1 - If you read the part just after equation (7), it says: "...appear to represent the ONLY real cases where the elliptic integral has been expressed explicitly in terms of gamma functions" . They give only three examples however, there are many more (infinitely many?) cases where elliptic integrals can be expressed in terms of Gamma Function.

See for instance the mathworld site suggested by Maksim (answer #1).

It appears to me that this paper was written in 1971. Thus the general procedure to obtain the integral was discovered later.
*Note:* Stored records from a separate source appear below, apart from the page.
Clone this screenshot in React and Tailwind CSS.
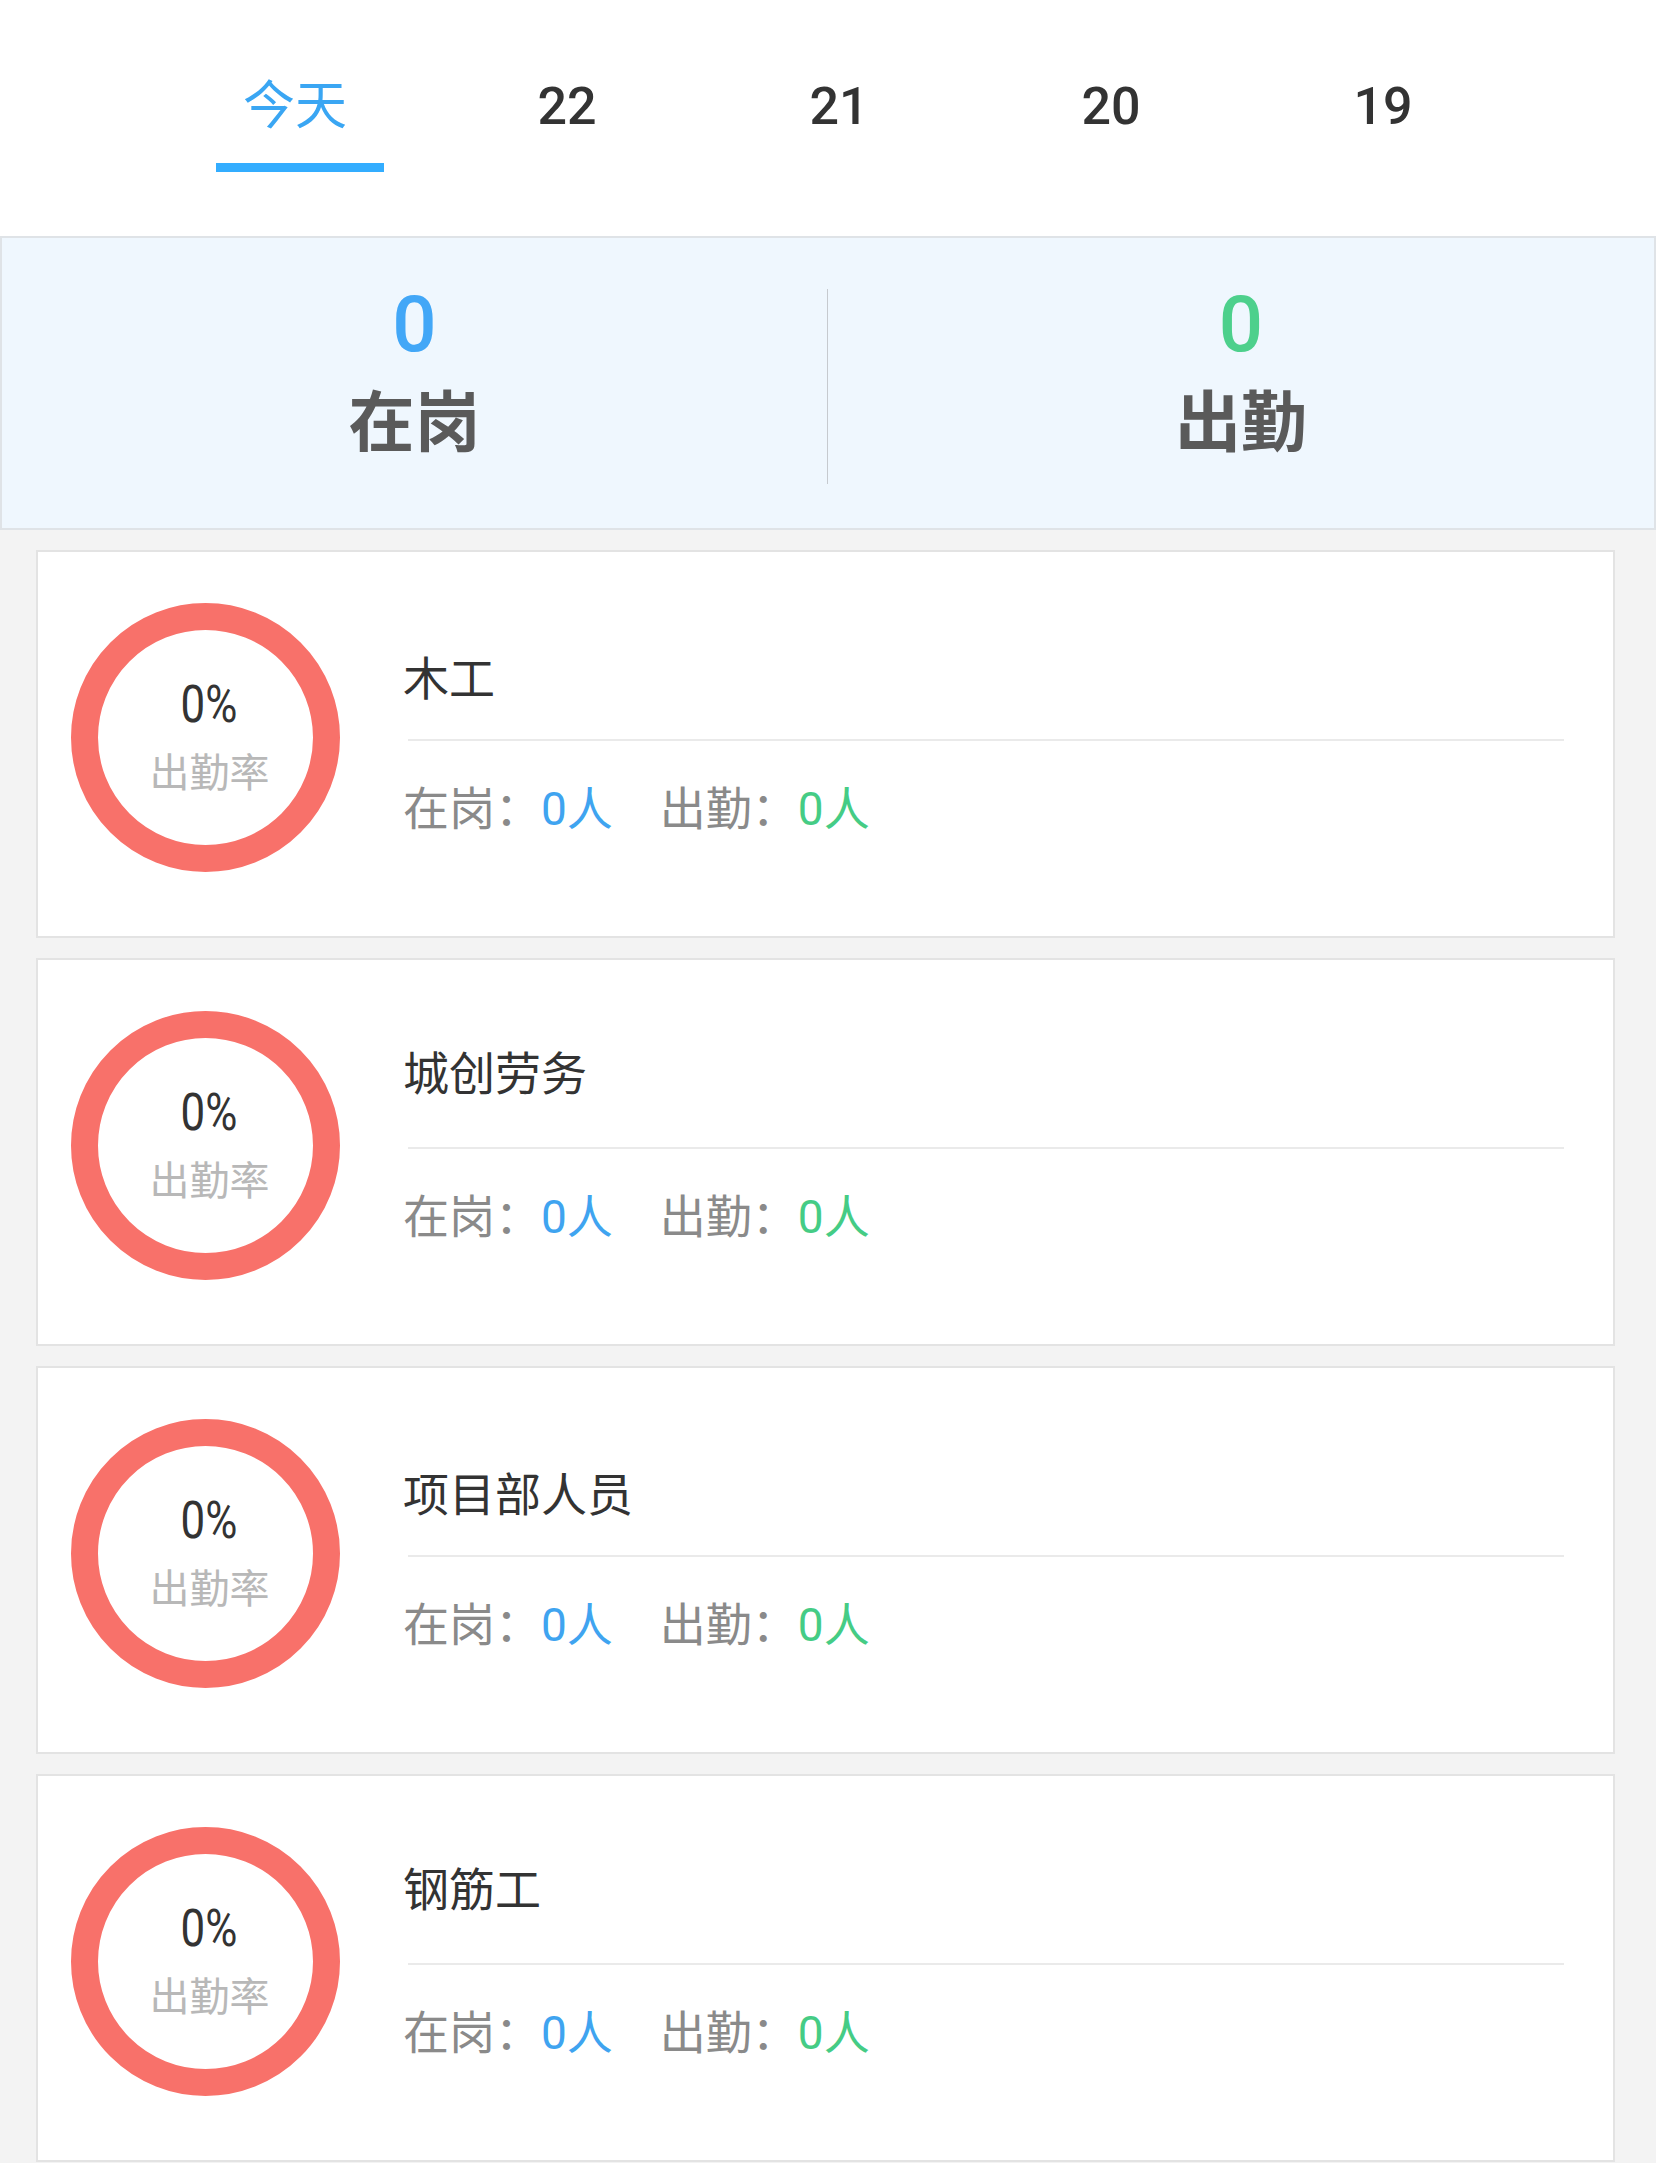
import React from 'react';

const font = "font-['Roboto','Noto_Sans_CJK_SC',sans-serif]";

const tabs = ['今天', '22', '21', '20', '19'];

// some titles sit a little higher in the source app
const groups = [
  { name: '木工', onDuty: 0, attend: 0, rate: 0, raised: false },
  { name: '城创劳务', onDuty: 0, attend: 0, rate: 0, raised: true },
  { name: '项目部人员', onDuty: 0, attend: 0, rate: 0, raised: false },
  { name: '钢筋工', onDuty: 0, attend: 0, rate: 0, raised: true },
];

const DateTabs = ({ active = 0 }) => (
  <div className="h-[236px] bg-white flex pl-[159px]">
    {tabs.map((t, i) => (
      <div key={t} className="w-[272px] flex flex-col items-center pt-[81px]">
        <span
          className={
            i === active
              ? 'text-[52px] leading-[52px] text-[#3aa6f3]'
              : 'text-[52px] leading-[52px] font-medium text-[#333]'
          }
        >
          {t}
        </span>
        {i === active && <div className="mt-[30px] ml-[10px] h-[9px] w-[168px] bg-[#33adff]" />}
      </div>
    ))}
  </div>
);

const Summary = () => (
  <div className="h-[294px] border-2 border-[#dfe3e7] bg-[#eff7fe] flex items-start pt-[51px]">
    <div className="w-1/2 h-[195px] border-r border-[#c6cacf] flex flex-col items-center">
      <span className="text-[78px] leading-[72px] font-medium text-[#42a7f7]">0</span>
      <span className="mt-[30px] text-[66px] leading-[66px] font-bold text-[#5a5a5a]">在岗</span>
    </div>
    <div className="w-1/2 h-[195px] flex flex-col items-center">
      <span className="text-[78px] leading-[72px] font-medium text-[#4dd08c]">0</span>
      <span className="mt-[30px] text-[66px] leading-[66px] font-bold text-[#5a5a5a]">出勤</span>
    </div>
  </div>
);

const GroupCard = ({ name, onDuty, attend, rate, raised }) => (
  <div className="h-[388px] shrink-0 border-2 border-[#e3e3e3] bg-white flex items-start">
    <div className="ml-[33px] mt-[51px] w-[269px] h-[269px] shrink-0 rounded-full border-[27px] border-[#f8716a] flex flex-col items-center justify-center pl-[8px]">
      <span className="text-[51px] leading-[50px] text-[#333] scale-x-[0.86]">{rate}%</span>
      <span className="mt-[22px] text-[40px] leading-[44px] text-[#b8b8b8]">出勤率</span>
    </div>
    <div className={raised ? 'ml-[63px] mr-[49px] mt-[91px] flex-1' : 'ml-[63px] mr-[49px] mt-[104px] flex-1'}>
      <div className="text-[46px] leading-[46px] text-[#333]">{name}</div>
      <div className={raised ? 'mt-[50px] ml-[5px] h-[2px] bg-[#eaeaea]' : 'mt-[37px] ml-[5px] h-[2px] bg-[#eaeaea]'} />
      <div className="mt-[45px] text-[46px] leading-[46px] flex">
        <span className="text-[#8a8a8a]">在岗：</span>
        <span className="text-[#3fa4f0]">{onDuty}人</span>
        <span className="ml-[47px] text-[#8a8a8a]">出勤：</span>
        <span className="text-[#45cc85]">{attend}人</span>
      </div>
    </div>
  </div>
);

export default function App() {
  return (
    <div className={`${font} min-h-screen bg-[#f3f3f3]`}>
      <DateTabs active={0} />
      <Summary />
      <div className="flex flex-col gap-[20px] pt-[20px] pl-[36px] pr-[41px] pb-[20px]">
        {groups.map((g) => (
          <GroupCard key={g.name} {...g} />
        ))}
      </div>
    </div>
  );
}
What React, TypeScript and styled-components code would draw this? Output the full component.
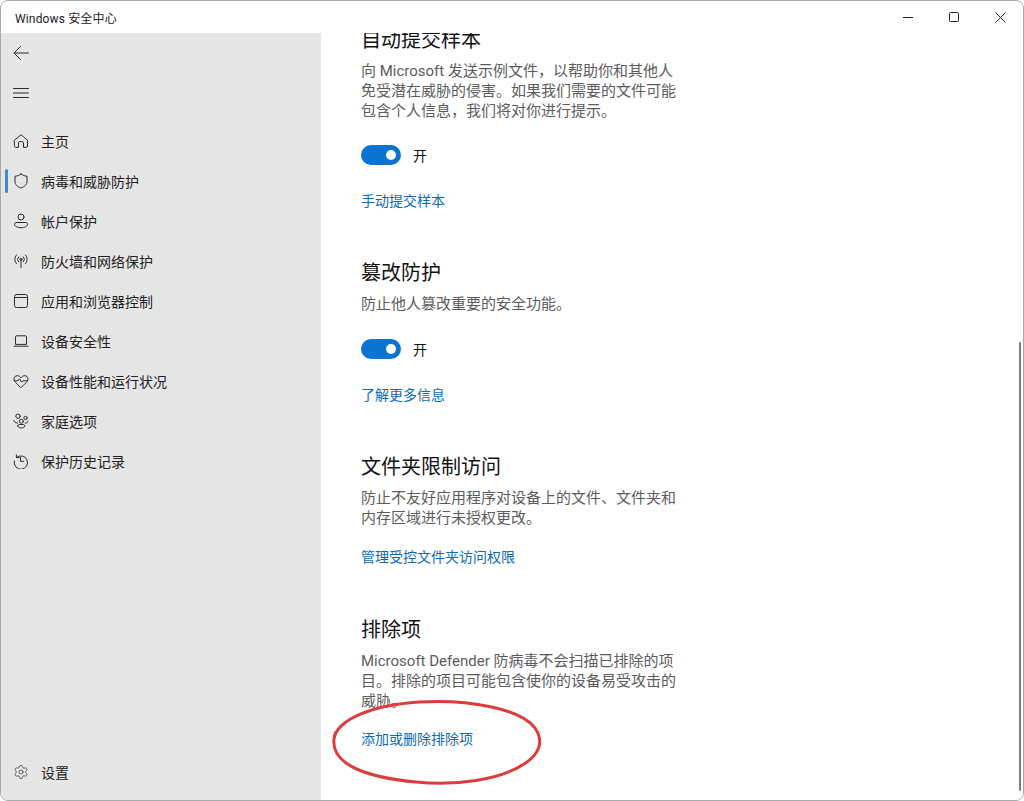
import React from "react";
import styled, { createGlobalStyle } from "styled-components";
import { Settings } from "lucide-react";

const Global = createGlobalStyle`
  html, body { margin: 0; padding: 0; background: #fff; }
  body { font-family: "Roboto", "Noto Sans CJK SC", sans-serif; }
  #root { width: 1024px; height: 801px; overflow: hidden; }
`;
const Win = styled.div`
  position: relative; box-sizing: border-box; width: 1024px; height: 801px;
  display: flex; flex-direction: column; overflow: hidden;
  background: #fff; border: 1px solid #a9a9a9;
  border-radius: 8px; color: #1a1a1a;
`;
const TitleBar = styled.header`
  flex: 0 0 32px; display: flex; align-items: center; justify-content: space-between;
  padding-left: 14px; background: #fff; font-size: 12px; color: #222;
`;
const TitleText = styled.span` font-weight: 400; letter-spacing: 0.15px; `;
const Controls = styled.div` display: flex; height: 32px; `;
const Ctl = styled.div`
  width: 46px; height: 32px; display: flex; align-items: center; justify-content: center;
  svg { display: block; }
`;
const Body = styled.div` flex: 1; display: flex; min-height: 0; `;
const Side = styled.aside`
  flex: 0 0 320px; display: flex; flex-direction: column;
  background: #e6e6e6; font-size: 14px; color: #222; padding-bottom: 8px; box-sizing: border-box;
`;
const ToolBtn = styled.div` height: 40px; display: flex; align-items: center; padding-left: 12px; `;
const Nav = styled.nav` margin-top: 8px; display: flex; flex-direction: column; `;
const Foot = styled.div` margin-top: auto; `;
const Row = styled.div<{ $active?: boolean }>`
  position: relative; height: 40px; display: flex; align-items: center; gap: 12px; padding-left: 12px;
  ${(p) => p.$active ? `&::before { content: ""; position: absolute; left: 4px; top: 8px; width: 3px; height: 24px; border-radius: 2px; background: #3f8cd0; }` : ""}
  svg { display: block; flex: none; }
`;
const Main = styled.main`
  flex: 1; min-width: 0; overflow: hidden; padding-left: 40px; background: #fff;
`;
const Section = styled.section<{ $top: number }>`
  width: 320px; margin-top: ${(p) => p.$top}px;
`;
const Heading = styled.h2`
  margin: 0; font-size: 20px; line-height: 28px; font-weight: 400; color: #111;
`;
const Desc = styled.p`
  margin: 7px 0 0; font-size: 15px; line-height: 20px; color: #5c5c5c; font-weight: 400;
`;
const ToggleRow = styled.div<{ $gap: number }>`
  margin-top: ${(p) => p.$gap}px; display: flex; align-items: center; gap: 12px; height: 20px; font-size: 14px; color: #111;
`;
const Track = styled.span`
  position: relative; display: block; width: 40px; height: 20px; border-radius: 10px; background: #0a74d0;
`;
const Knob = styled.span`
  position: absolute; right: 5px; top: 5px; width: 10px; height: 10px; border-radius: 50%; background: #fff;
`;
const Link = styled.a<{ $gap: number }>`
  display: block; margin-top: ${(p) => p.$gap}px; font-size: 14px; line-height: 20px; color: #0a6bb8; cursor: pointer;
`;
const ScrollThumb = styled.div`
  position: absolute; right: 2px; top: 341px; width: 2px; height: 449px; border-radius: 1px; background: #7a7a7a;
`;
const Scribble = styled.svg`
  position: absolute; left: 326px; top: 694px; pointer-events: none;
`;

const Ico: React.FC<{ children: React.ReactNode }> = ({ children }) => (
  <svg width={16} height={16} viewBox="0 0 16 16" fill="none" stroke="#2b2b2b" strokeWidth="1" strokeLinecap="round" strokeLinejoin="round">{children}</svg>
);

const items: { label: string; active?: boolean; icon: React.ReactNode }[] = [
  { label: "主页", icon: <Ico><path d="M1.5 7.2 8 1.7l6.5 5.5v5.8c0 .8-.7 1.4-1.4 1.4H10.5V9.8c0-.7-.5-1.2-1.2-1.2H6.7c-.7 0-1.2.5-1.2 1.2v4.6H2.9c-.8 0-1.4-.6-1.4-1.4z" /></Ico> },
  { label: "病毒和威胁防护", active: true, icon: <Ico><path d="M8 1c1.8 1.4 3.8 2.1 6 2.2v5c0 3.3-2.2 5.5-6 6.8-3.8-1.3-6-3.5-6-6.8v-5C4.2 3.1 6.2 2.4 8 1z" /></Ico> },
  { label: "帐户保护", icon: <Ico><circle cx="8" cy="4" r="3" /><path d="M3.2 9.5h9.6c.9 0 1.7.7 1.7 1.6 0 2.2-2.9 3.6-6.5 3.6s-6.5-1.4-6.5-3.6c0-.9.8-1.6 1.7-1.6z" /></Ico> },
  { label: "防火墙和网络保护", icon: <Ico><circle cx="8" cy="6.3" r="1.1" /><path d="M8 7.5V14.5M5.6 3.8a3.6 3.6 0 0 0 0 5M10.4 3.8a3.6 3.6 0 0 1 0 5M3.4 2a6.3 6.3 0 0 0 0 8.6M12.6 2a6.3 6.3 0 0 1 0 8.6" /></Ico> },
  { label: "应用和浏览器控制", icon: <Ico><rect x="1.5" y="1.5" width="13" height="13" rx="2" /><path d="M1.5 4.5h13" /></Ico> },
  { label: "设备安全性", icon: <Ico><path d="M2.5 11V4c0-.7.6-1.2 1.2-1.2h8.6c.7 0 1.2.5 1.2 1.2v7zM1 13.2h14" /></Ico> },
  { label: "设备性能和运行状况", icon: <Ico><path d="M2.5 9.3C1.5 8.2 1 7.2 1 6c0-2 1.5-3.3 3.3-3.3 1.5 0 2.8.8 3.7 2.1.9-1.3 2.2-2.1 3.7-2.1C13.5 2.7 15 4 15 6c0 1.2-.5 2.2-1.5 3.3L8 14.5z" /><path d="M1.5 7.8H5l1.5-2 2 3.4 1.3-1.4h4.7" /></Ico> },
  { label: "家庭选项", icon: <Ico><circle cx="5" cy="3.2" r="2.2" /><circle cx="12.5" cy="5" r="1.7" /><circle cx="8.3" cy="8.3" r="2" /><path d="M1 7.5c0 1.5 1.2 2.5 3.5 2.5M15 8.2c0 1-1 2-2.8 2M4.8 13c0-1 .6-1.5 1.5-1.5h4c.9 0 1.5.5 1.5 1.5 0 1-1.5 2-3.5 2s-3.5-1-3.5-2z" /></Ico> },
  { label: "保护历史记录", icon: <Ico><path d="M3.4 1.8v2.8h2.8" /><path d="M3.4 4.5A6.7 6.7 0 1 1 1.3 8" /><path d="M7.5 4.3V8.3h3.2" /></Ico> },
];

export default function App() {
  return (
    <>
      <Global />
      <Win>
        <TitleBar>
          <TitleText>Windows 安全中心</TitleText>
          <Controls>
            <Ctl><svg width="10" height="10" viewBox="0 0 10 10"><path d="M0 5.5h10" stroke="#222" /></svg></Ctl>
            <Ctl><svg width="10" height="10" viewBox="0 0 10 10" fill="none"><rect x=".5" y=".5" width="9" height="9" rx="1" stroke="#222" /></svg></Ctl>
            <Ctl><svg width="11" height="11" viewBox="0 0 11 11"><path d="M.5.5l10 10M10.500.5l-10 10" stroke="#222" /></svg></Ctl>
          </Controls>
        </TitleBar>
        <Body>
          <Side>
            <ToolBtn><Ico><path d="M15.5 8H1M7.5 1.500 1 8l6.500 6.500" /></Ico></ToolBtn>
            <ToolBtn><Ico><path d="M0.5 3.5h15M0.5 8h15M0.5 12.5h15" /></Ico></ToolBtn>
            <Nav>
              {items.map((it) => (
                <Row key={it.label} $active={it.active}>{it.icon}<span>{it.label}</span></Row>
              ))}
            </Nav>
            <Foot>
              <Row><Settings size={16} strokeWidth={1} color="#2b2b2b" /><span>设置</span></Row>
            </Foot>
          </Side>
          <Main>
            <Section $top={-7}>
              <Heading>自动提交样本</Heading>
              <Desc>向 Microsoft 发送示例文件，以帮助你和其他人免受潜在威胁的侵害。如果我们需要的文件可能包含个人信息，我们将对你进行提示。</Desc>
              <ToggleRow $gap={24}><Track><Knob /></Track><span>开</span></ToggleRow>
              <Link $gap={26}>手动提交样本</Link>
            </Section>
            <Section $top={48}>
              <Heading>篡改防护</Heading>
              <Desc>防止他人篡改重要的安全功能。</Desc>
              <ToggleRow $gap={25}><Track><Knob /></Track><span>开</span></ToggleRow>
              <Link $gap={26}>了解更多信息</Link>
            </Section>
            <Section $top={48}>
              <Heading>文件夹限制访问</Heading>
              <Desc>防止不友好应用程序对设备上的文件、文件夹和内存区域进行未授权更改。</Desc>
              <Link $gap={19}>管理受控文件夹访问权限</Link>
            </Section>
            <Section $top={49}>
              <Heading>排除项</Heading>
              <Desc>Microsoft Defender 防病毒不会扫描已排除的项目。排除的项目可能包含使你的设备易受攻击的威胁。</Desc>
              <Link $gap={18}>添加或删除排除项</Link>
            </Section>
          </Main>
        </Body>
        <ScrollThumb />
        <Scribble width="224" height="96" viewBox="0 0 224 96" fill="none">
          <path d="M7 44C10 24 46 10 92 7c50-3 102 7 116 26 9 13 5 26-11 36-24 16-68 22-108 18C46 83 4 72 7 44c0-3 1-5 2-7" stroke="#dd3c3c" strokeWidth="3" strokeLinecap="round" />
        </Scribble>
      </Win>
    </>
  );
}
2 - This paper finds the relation for the case k = sqrt(2) -1, by the use of Hypergeometric function. I doubt if this procedure can be applied to find the results for other values of "k" whise K(k) can be expressed in terms of Gamma function.

3 - The paper states: "The list can be extended somewhat by use of Landen's transformation." No justification is given regarding this statement.

All in all, the paper addresses the question but it does not target the general case.  I am speculating that the "Selberg Integral Formula" along with Dedekind Eta function could form a solution to my question.

Do you, by chance, have a solution to Legendre proof for the case k = (sqrt(6) - sqrt(2))/4? I would like to have a look at it.

Thanks for your input to my question 

In addition to the excellent suggestions already made, perhaps you will find the following helpful.

The evaluation of several elliptic integrals is presented in a detailed fashion in Section 7.8, starting on page 132 (see evaluation in terms of the Gamma function, starting on page 134) in

J.G. feng Wan, Random walks, elliptic integrals and related constants, Ph.D. thesis, University of New Castle, 2013:

http://docserver.carma.newcastle.edu.au/1487/1/JWthesis_rev.pdf

Answer to Elliptic Integral: If you look to the book : Special functions by E. D. Rainville, then on p.71 these integrals are stated as exercises whose out come (evaluation) is shown in the form of hypergeometric series 2F1 with argument k^2. If this series, either by truncating or by any other way, is summed up then one would find the evaluation in 'k'.  I think there one need not evaluate Gamma function separately. But the value of to be taken should be such that |k|